I just finished Attrib. by UK writer Eley Williams, which I read with the Guardian Reading Group. It’s one of the indie hits of the year. She plays with language in the most remarkable ways and, with a few reservations, I really enjoyed it. I will write about it after the online author chat later this month.
This was the first issue of “Eighteen Bridges” that I bought as well; I hope to subscribe to it before long, as I just bought the newest one and it is every bit as good! One of those which I am happy to read from cover to cover. (I saw it advertised in another literary magazine, and then found it at the library shop here “Page and Panel”, but I don’t recall where the ad was – maybe Brick Magazine?)

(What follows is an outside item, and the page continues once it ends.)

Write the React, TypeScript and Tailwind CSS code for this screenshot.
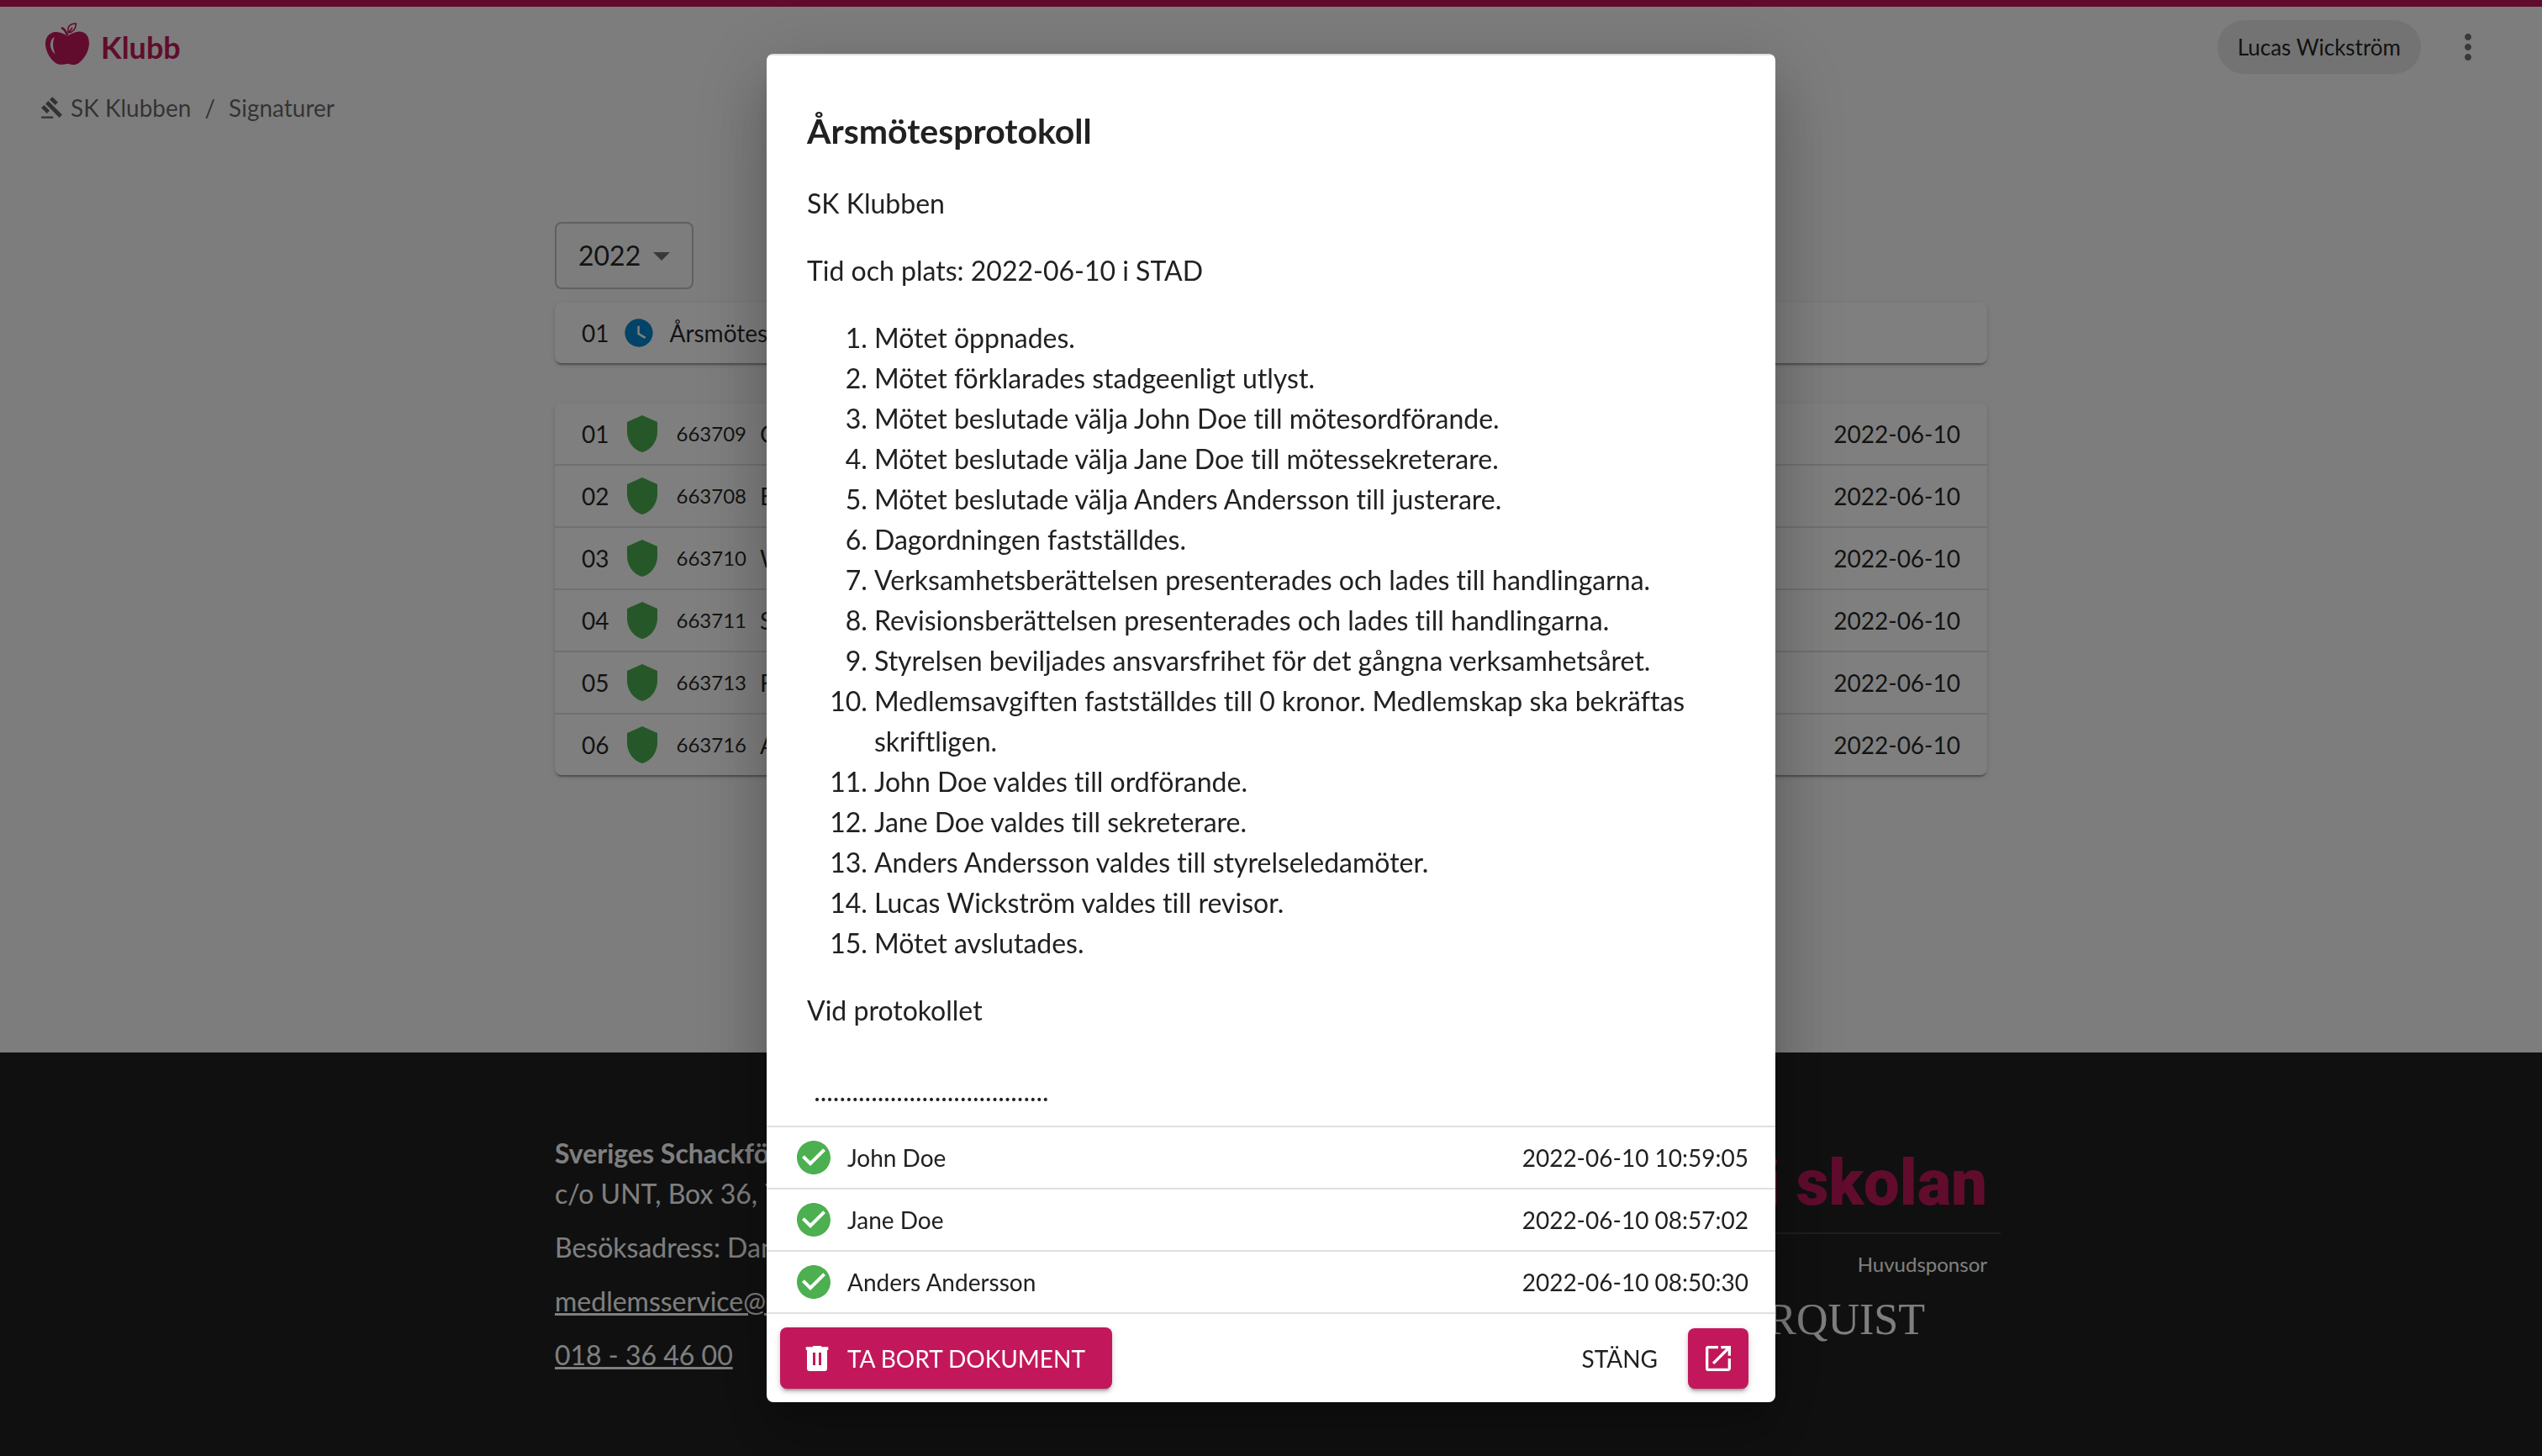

Just an hour before I saw your comment, I had made a note of Attrib. from Naomi Frisby’s list of 2017 reads, so now seeing your remarks, I feel like I must find a copy. It sounds just delightful. I think you’ve mentioned the Guardian’s reading group before? I’m thinking I should take a closer look…
I loved “All the Beloved Ghosts”, but didn’t get a chance to write about it before it HAD to go back. A drawback to all my library reading, I guess. Some books end up missing the boat. And, I agree, I think the story that stood out most for me also was the one about the heart. “Remarkable” is a good word for it.
Now I am very tempted by “Bad Endings”…
I recommend “Peninsula Sinking” by David Huebert to everyone reading this post! 🙂
OH, I know just what you mean; I think there were a few that got returned to the library before I had a chance to do more than note a couple of quotes during the last reading season. There were just so many good reads in the stack with duedates attached to them! Bad Endings is one that I think you’d like, but I know you have a lot of other reading projects underway just now. It’ll find you at some point!